American severance may be averted, but Europe’s leaders must fear the worst

Patrick Wintour Diplomatic editor

Head-spinning speed of events leaves EU adapting at pace while trying to infer Trump’s possible geo-strategic aims

  • Europe live – latest updates

With a mixture of regret, laced with incredulity, European leaders gathered in Brussels to marshal their forces for a power struggle not with Russia, but with the US.

Even now, of course at the 11th hour, most of Europe hopes this coming battle of wills can be averted and the Trump administration can still be persuaded that forcing Ukraine to the negotiating table, disarmed and blinded, will not be the US’s long-term strategic interest.

It has fallen to John Healey, the UK defence secretary; and Tony Radakin, the chief of the defence staff, meeting their opposite numbers in Washington to see if there are any conditions in which the US will provide the backstop Europe insists it needs to send a reassurance force into Ukraine to protect a ceasefire. One European diplomat said: “We will know very soon if the US has set its face against helping Europe, and what its explanation is.”

As the French president, Emmanuel Macron, put it in his patriotic address on Wednesday night: “I want to believe that the United States will remain at our side. But we must be ready if that is not the case.” In saying this, he caught the spirit of the Brussels summit, and the new mood in Germany being led by the chancellor-elect, Friedrich Merz.
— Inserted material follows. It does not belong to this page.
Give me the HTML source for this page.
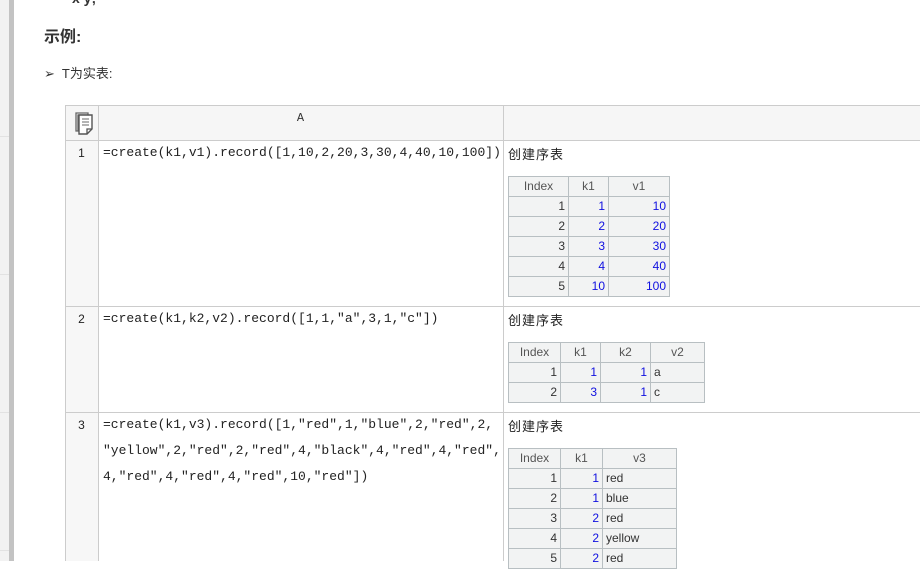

It is, so far as relations with Washington are concerned, a mood of optimism of the will combined with pessimism of the intellect. It requires Europe to prepare for a severance with the US, and one that may come much sooner than Nato planners had envisaged.

Specifically, it requires European nations to upend their economies and throw out their fiscal debt rules that once seemed immutable, even if it risks a confrontation with the bond markets as well as part of their electorates. “Whatever it takes,” the slogan coined by Mario Draghi, the former head of the European Central Bank, to get Europe through the eurozone crisis, is being revived to get Europe through this security crisis.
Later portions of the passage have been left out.